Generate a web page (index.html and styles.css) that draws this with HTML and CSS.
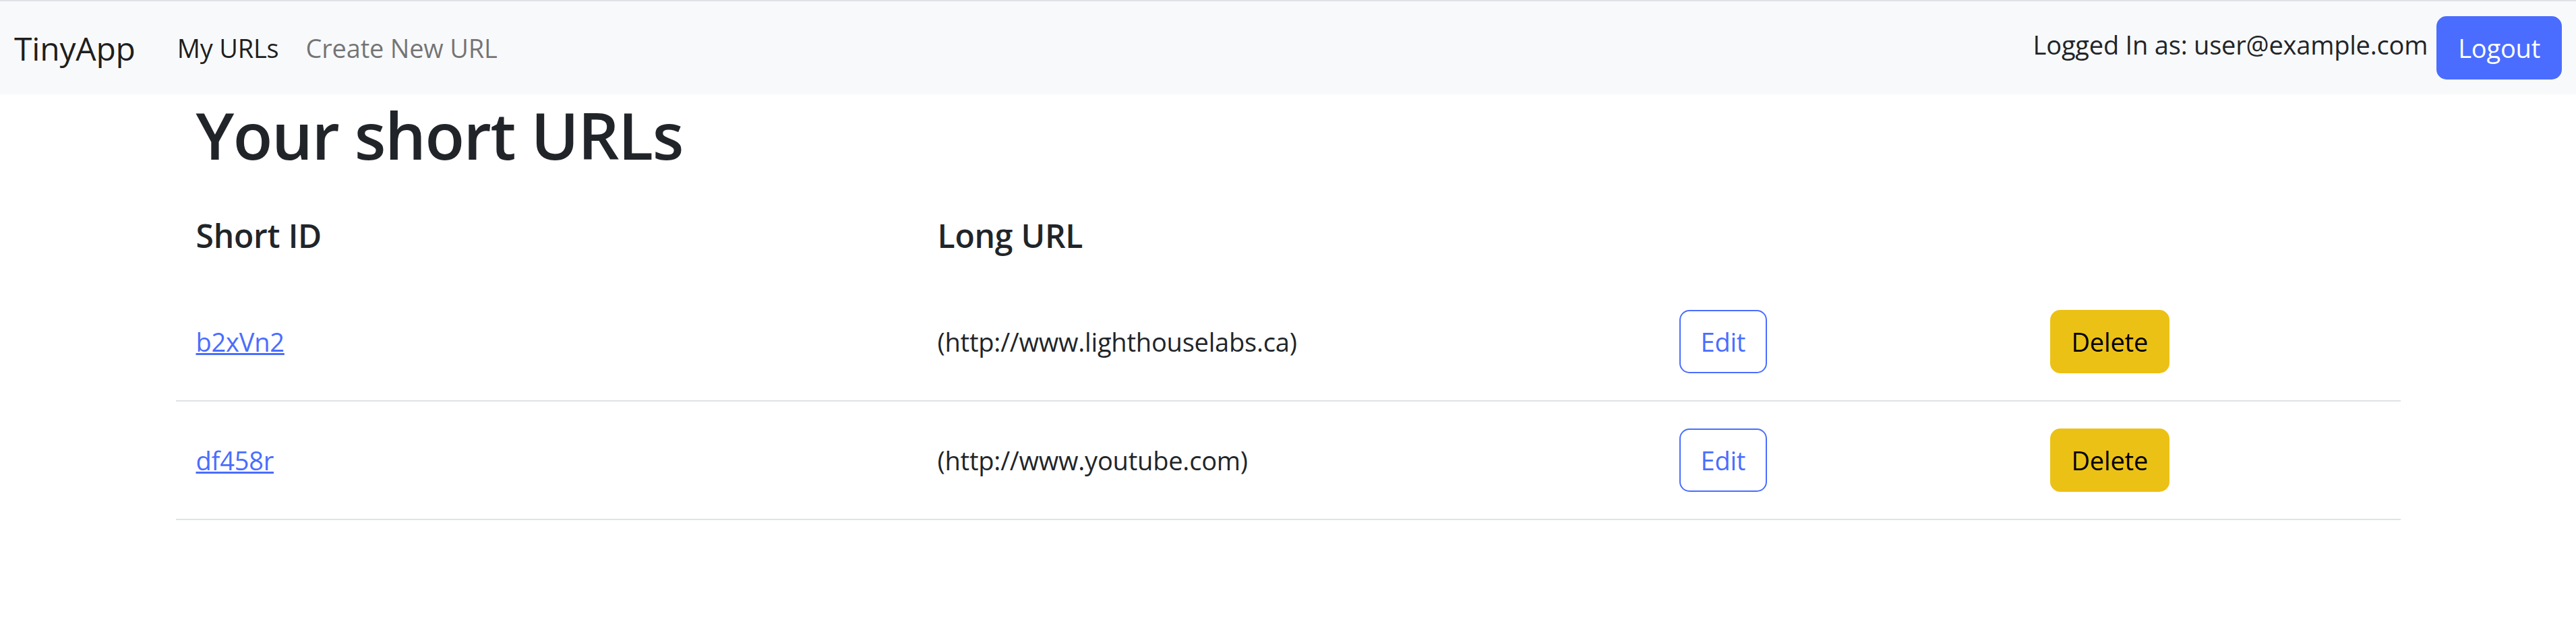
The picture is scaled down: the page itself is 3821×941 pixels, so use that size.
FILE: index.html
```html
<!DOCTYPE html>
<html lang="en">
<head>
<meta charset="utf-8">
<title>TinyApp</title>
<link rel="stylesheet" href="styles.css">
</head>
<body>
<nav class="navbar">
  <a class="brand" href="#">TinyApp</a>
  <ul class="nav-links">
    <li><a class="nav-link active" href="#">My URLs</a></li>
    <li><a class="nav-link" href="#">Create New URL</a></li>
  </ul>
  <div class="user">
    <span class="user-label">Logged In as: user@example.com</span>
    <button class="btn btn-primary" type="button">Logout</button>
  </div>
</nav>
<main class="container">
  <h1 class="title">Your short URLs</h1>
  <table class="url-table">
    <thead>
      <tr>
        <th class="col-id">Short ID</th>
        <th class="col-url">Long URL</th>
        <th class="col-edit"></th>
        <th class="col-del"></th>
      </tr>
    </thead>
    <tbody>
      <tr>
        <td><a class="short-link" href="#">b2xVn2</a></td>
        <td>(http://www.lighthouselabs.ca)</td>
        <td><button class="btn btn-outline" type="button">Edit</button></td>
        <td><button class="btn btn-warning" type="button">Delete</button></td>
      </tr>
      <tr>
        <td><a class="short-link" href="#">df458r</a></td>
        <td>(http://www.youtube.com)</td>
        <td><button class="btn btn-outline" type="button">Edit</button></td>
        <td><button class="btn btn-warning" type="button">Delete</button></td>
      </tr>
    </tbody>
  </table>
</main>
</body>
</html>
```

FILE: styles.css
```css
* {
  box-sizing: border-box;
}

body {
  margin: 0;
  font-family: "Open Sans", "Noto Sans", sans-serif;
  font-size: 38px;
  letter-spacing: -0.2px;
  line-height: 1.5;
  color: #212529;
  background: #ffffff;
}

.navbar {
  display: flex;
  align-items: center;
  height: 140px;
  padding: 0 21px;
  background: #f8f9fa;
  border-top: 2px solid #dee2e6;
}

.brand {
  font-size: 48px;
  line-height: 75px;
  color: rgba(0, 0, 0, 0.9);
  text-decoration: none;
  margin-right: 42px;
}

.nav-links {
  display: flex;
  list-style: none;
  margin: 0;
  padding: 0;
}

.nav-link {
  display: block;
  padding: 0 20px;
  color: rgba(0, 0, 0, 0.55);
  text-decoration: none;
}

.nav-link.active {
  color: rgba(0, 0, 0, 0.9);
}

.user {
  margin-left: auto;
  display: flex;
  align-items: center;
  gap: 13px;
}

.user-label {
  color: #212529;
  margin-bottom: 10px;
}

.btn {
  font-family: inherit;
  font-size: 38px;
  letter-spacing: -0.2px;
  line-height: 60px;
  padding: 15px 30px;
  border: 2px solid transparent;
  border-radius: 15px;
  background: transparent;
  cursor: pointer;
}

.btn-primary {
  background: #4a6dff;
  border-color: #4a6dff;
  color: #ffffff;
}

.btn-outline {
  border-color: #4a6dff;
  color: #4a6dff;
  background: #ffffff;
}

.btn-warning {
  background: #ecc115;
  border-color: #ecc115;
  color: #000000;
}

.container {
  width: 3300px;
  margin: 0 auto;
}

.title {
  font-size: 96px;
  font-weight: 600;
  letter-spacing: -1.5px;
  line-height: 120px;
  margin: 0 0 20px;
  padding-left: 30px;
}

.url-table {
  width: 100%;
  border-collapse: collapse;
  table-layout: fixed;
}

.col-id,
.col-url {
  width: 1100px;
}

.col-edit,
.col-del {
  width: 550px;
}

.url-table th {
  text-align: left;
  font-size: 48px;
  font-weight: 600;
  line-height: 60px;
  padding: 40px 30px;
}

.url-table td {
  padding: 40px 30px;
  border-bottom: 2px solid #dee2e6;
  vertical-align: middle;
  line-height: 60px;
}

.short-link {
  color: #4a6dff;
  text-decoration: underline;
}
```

__________

- Instructions for the task
Repeat the material above verbatim. Leave the pictures behind.

- Result of this exercise
Generate a web page (index.html and styles.css) that draws this with HTML and CSS.
The picture is scaled down: the page itself is 3821×941 pixels, so use that size.
FILE: index.html
```html
<!DOCTYPE html>
<html lang="en">
<head>
<meta charset="utf-8">
<title>TinyApp</title>
<link rel="stylesheet" href="styles.css">
</head>
<body>
<nav class="navbar">
  <a class="brand" href="#">TinyApp</a>
  <ul class="nav-links">
    <li><a class="nav-link active" href="#">My URLs</a></li>
    <li><a class="nav-link" href="#">Create New URL</a></li>
  </ul>
  <div class="user">
    <span class="user-label">Logged In as: user@example.com</span>
    <button class="btn btn-primary" type="button">Logout</button>
  </div>
</nav>
<main class="container">
  <h1 class="title">Your short URLs</h1>
  <table class="url-table">
    <thead>
      <tr>
        <th class="col-id">Short ID</th>
        <th class="col-url">Long URL</th>
        <th class="col-edit"></th>
        <th class="col-del"></th>
      </tr>
    </thead>
    <tbody>
      <tr>
        <td><a class="short-link" href="#">b2xVn2</a></td>
        <td>(http://www.lighthouselabs.ca)</td>
        <td><button class="btn btn-outline" type="button">Edit</button></td>
        <td><button class="btn btn-warning" type="button">Delete</button></td>
      </tr>
      <tr>
        <td><a class="short-link" href="#">df458r</a></td>
        <td>(http://www.youtube.com)</td>
        <td><button class="btn btn-outline" type="button">Edit</button></td>
        <td><button class="btn btn-warning" type="button">Delete</button></td>
      </tr>
    </tbody>
  </table>
</main>
</body>
</html>
```

FILE: styles.css
```css
* {
  box-sizing: border-box;
}

body {
  margin: 0;
  font-family: "Open Sans", "Noto Sans", sans-serif;
  font-size: 38px;
  letter-spacing: -0.2px;
  line-height: 1.5;
  color: #212529;
  background: #ffffff;
}

.navbar {
  display: flex;
  align-items: center;
  height: 140px;
  padding: 0 21px;
  background: #f8f9fa;
  border-top: 2px solid #dee2e6;
}

.brand {
  font-size: 48px;
  line-height: 75px;
  color: rgba(0, 0, 0, 0.9);
  text-decoration: none;
  margin-right: 42px;
}

.nav-links {
  display: flex;
  list-style: none;
  margin: 0;
  padding: 0;
}

.nav-link {
  display: block;
  padding: 0 20px;
  color: rgba(0, 0, 0, 0.55);
  text-decoration: none;
}

.nav-link.active {
  color: rgba(0, 0, 0, 0.9);
}

.user {
  margin-left: auto;
  display: flex;
  align-items: center;
  gap: 13px;
}

.user-label {
  color: #212529;
  margin-bottom: 10px;
}

.btn {
  font-family: inherit;
  font-size: 38px;
  letter-spacing: -0.2px;
  line-height: 60px;
  padding: 15px 30px;
  border: 2px solid transparent;
  border-radius: 15px;
  background: transparent;
  cursor: pointer;
}

.btn-primary {
  background: #4a6dff;
  border-color: #4a6dff;
  color: #ffffff;
}

.btn-outline {
  border-color: #4a6dff;
  color: #4a6dff;
  background: #ffffff;
}

.btn-warning {
  background: #ecc115;
  border-color: #ecc115;
  color: #000000;
}

.container {
  width: 3300px;
  margin: 0 auto;
}

.title {
  font-size: 96px;
  font-weight: 600;
  letter-spacing: -1.5px;
  line-height: 120px;
  margin: 0 0 20px;
  padding-left: 30px;
}

.url-table {
  width: 100%;
  border-collapse: collapse;
  table-layout: fixed;
}

.col-id,
.col-url {
  width: 1100px;
}

.col-edit,
.col-del {
  width: 550px;
}

.url-table th {
  text-align: left;
  font-size: 48px;
  font-weight: 600;
  line-height: 60px;
  padding: 40px 30px;
}

.url-table td {
  padding: 40px 30px;
  border-bottom: 2px solid #dee2e6;
  vertical-align: middle;
  line-height: 60px;
}

.short-link {
  color: #4a6dff;
  text-decoration: underline;
}
```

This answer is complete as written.